Yes, I could switch to OpenWRT but that defeats my original purpose. The product claimed to run Raspberry Pi OS. It does, but only up to a point. The support for the additional features like the second Ethernet port seems to be a bit … lacking.

And, yes, I could just ignore the second Ethernet port and do everything with VLANs but then I'd be asking myself why I didn't just go with a standard Pi4 in the first place?

I realise that the last few paragraphs are editorialising and don't help solve the problem at hand. I've included them for two reasons:

  1. Anyone currently using the Seeed reRouter CM4 1432 + Raspberry Pi OS will be cautious before attempting a routine OS upgrade; and
  2. Anyone considering using the Seeed reRouter CM4 1432 + Raspberry Pi OS where they expect the second Ethernet port to "just work" goes into the challenge with their eyes open.

To Reproduce

Included above in commands.

Expected behavior

I expected sudo ./scripts/cm4_lan7800.sh to compile and install the driver, not chuck up errors.

Screenshots

Terminal output copy/paste in the above.

Desktop (please complete the following information):

Smartphone (please complete the following information):

Additional context

Included above (eg sudo make install_rpi)

bwshockley commented 1 year ago

I've run into this same issue - it would be nice to get the script updated for the newer kernel.

Paraphraser commented 1 year ago

tl;dr

I don't think this is a problem any more:

  1. The lan78xx driver built into Linux is perfectly adequate.
  2. This is true for at least kernel 6.1.21-v8+ #1642.
  3. As far as the Seeed Mini-Router is concerned, I don't believe there is any need to clone this repo or run ./scripts/cm4_lan7800.sh.

details

Way back when I first purchased the mini router, I didn't do more than skim-read the docs (yes, my bad) so I didn't notice the instructions about cloning this repo and building the driver etc.

I set up a test network and started running iperf tests. I observed:

After some mucking about:

  1. I finally read the docs carefully (🤦🏼‍♂️ - RTFMS - 🤦🏼‍♂️)
  2. Cloned this repo and ran the cm4_lan7800.sh script
  3. Found and fixed an error - see #52
  4. Built the driver
  5. Re-ran the forwarding tests.

I saw reasonable, symmetric, forwarding performance, on par with eth0. I pronounced everything good and moved on.

It was slightly annoying to have to rebuild the driver each time the kernel updated but not really a big deal.

Until this issue came along.

Another kernel update came my way in the last few days.
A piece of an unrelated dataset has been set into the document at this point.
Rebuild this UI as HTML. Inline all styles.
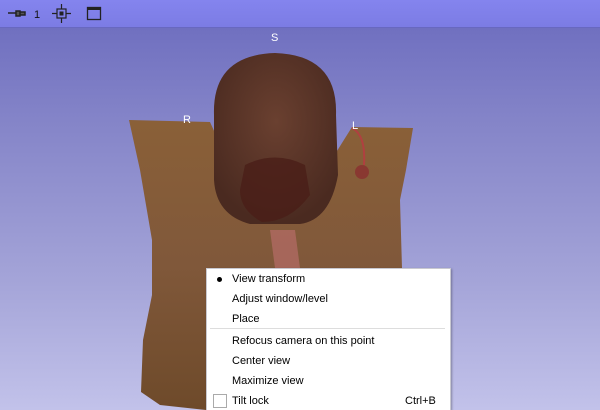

The inability to compile the driver was still present so I decided to drill further.

The Seeed doco says:

quote from Seeed mini-router documentation

but that seemed to be at odds with what I was seeing on torvalds/linux/tree/master/drivers/net/usb which had five changes in 2022 and two so far this year.

On a hunch, I replaced lan78xx.h and lan78xx.c from this repo with the files of the same name from the torvalds/linux repo. The driver compiled first time and installed but dmesg | grep lan complained that the sanctity of the kernel was under threat (my words - I didn't make a note of the actual message). I uninstalled the driver I had just compiled.
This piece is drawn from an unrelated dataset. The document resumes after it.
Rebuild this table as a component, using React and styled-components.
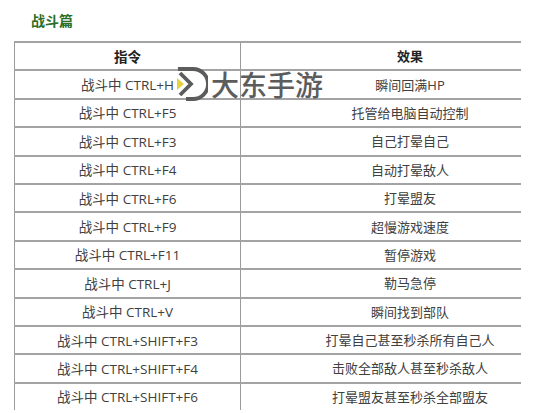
import React from "react";
import styled, { createGlobalStyle } from "styled-components";

const GlobalStyle = createGlobalStyle`
  html, body {
    margin: 0;
    padding: 0;
    background: #ffffff;
  }
  body {
    font-family: "Open Sans", "Noto Sans CJK SC", sans-serif;
    color: #333;
  }
`;

const Page = styled.div`
  position: relative;
  width: 551px;
  height: 413px;
  overflow: hidden;
  padding: 11px 0 0 14px;
  box-sizing: border-box;
`;

const Title = styled.h3`
  margin: 0 0 0 17px;
  height: 30px;
  font-family: "Noto Sans CJK SC", sans-serif;
  font-size: 14px;
  font-weight: 700;
  line-height: 18px;
  color: #2b6e27;
`;

const Table = styled.div`
  width: 507px;
  display: flex;
  flex-direction: column;
`;

const Row = styled.div`
  display: grid;
  grid-template-columns: 226px 281px;
  height: 28.4px;
  box-sizing: border-box;
  border-top: 2px solid #a3a3a3;
`;

// the effect column's text sits right of the visible column centre
const Cell = styled.div`
  display: flex;
  align-items: center;
  justify-content: center;
  border-left: 1px solid #9a9a9a;
  padding-bottom: 1px;
  padding-left: ${({ $effect }) => ($effect ? "58px" : "0")};
  overflow: hidden;
  font-family: "Open Sans", "Noto Sans CJK SC", sans-serif;
  font-size: ${({ $effect }) => ($effect ? "13px" : "13.5px")};
  font-weight: ${({ $head }) => ($head ? 700 : 400)};
  color: ${({ $head }) => ($head ? "#222" : "#404040")};
  white-space: nowrap;
`;

const Watermark = styled.div`
  position: absolute;
  left: 176px;
  top: 66px;
  display: flex;
  align-items: center;
  gap: 3px;
  pointer-events: none;
`;

const MarkText = styled.span`
  font-family: "Noto Sans CJK SC", sans-serif;
  font-size: 28px;
  font-weight: 500;
  line-height: 36px;
  color: #5c5c5c;
`;

const rows = [
  ["战斗中 CTRL+H", "瞬间回满HP"],
  ["战斗中 CTRL+F5", "托管给电脑自动控制"],
  ["战斗中 CTRL+F3", "自己打晕自己"],
  ["战斗中 CTRL+F4", "自动打晕敌人"],
  ["战斗中 CTRL+F6", "打晕盟友"],
  ["战斗中 CTRL+F9", "超慢游戏速度"],
  ["战斗中 CTRL+F11", "暂停游戏"],
  ["战斗中 CTRL+J", "勒马急停"],
  ["战斗中 CTRL+V", "瞬间找到部队"],
  ["战斗中 CTRL+SHIFT+F3", "打晕自己甚至秒杀所有自己人"],
  ["战斗中 CTRL+SHIFT+F4", "击败全部敌人甚至秒杀敌人"],
  ["战斗中 CTRL+SHIFT+F6", "打晕盟友甚至秒杀全部盟友"],
];

const Logo = () => (
  <svg width="32" height="36" viewBox="0 0 32 36">
    <path
      d="M2 3 H17 A15 15 0 0 1 17 33 H10"
      fill="none"
      stroke="#5c5c5c"
      strokeWidth="3.8"
    />
    <polyline
      points="4,7 15,18 4,29"
      fill="none"
      stroke="#5c5c5c"
      strokeWidth="3.8"
    />
    <polygon points="1,12 8,18 1,24" fill="#e6d23a" />
  </svg>
);

export default function App() {
  return (
    <>
      <GlobalStyle />
      <Page>
        <Title>战斗篇</Title>
        <Table>
          <Row>
            <Cell $head>指令</Cell>
            <Cell $head $effect>效果</Cell>
          </Row>
          {rows.map(([cmd, effect]) => (
            <Row key={cmd}>
              <Cell>{cmd}</Cell>
              <Cell $effect>{effect}</Cell>
            </Row>
          ))}
        </Table>
        <Watermark>
          <Logo />
          <MarkText>大东手游</MarkText>
        </Watermark>
      </Page>
    </>
  );
}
I was considering doing a compare/contrast of the Seeed and torvalds/linux versions with a view to trying to figure out the origin of the claim that "the left-side port will provide … a much reduced speed" but it occurred to me to first verify that statement by re-running my iperf tests:

test network

Forwarding performance was measured with iperf3. The blue and green flows indicate the transfer speeds I observed. I see nothing to complain about.

My guess is the earlier problem was fixed by:

That change is dated March 3, 2023.

It would be really useful if someone else could run their own tests and validate my findings. If it turns out that the kernel-supplied driver works, generally, then we can probably set about updating the Seeed doco.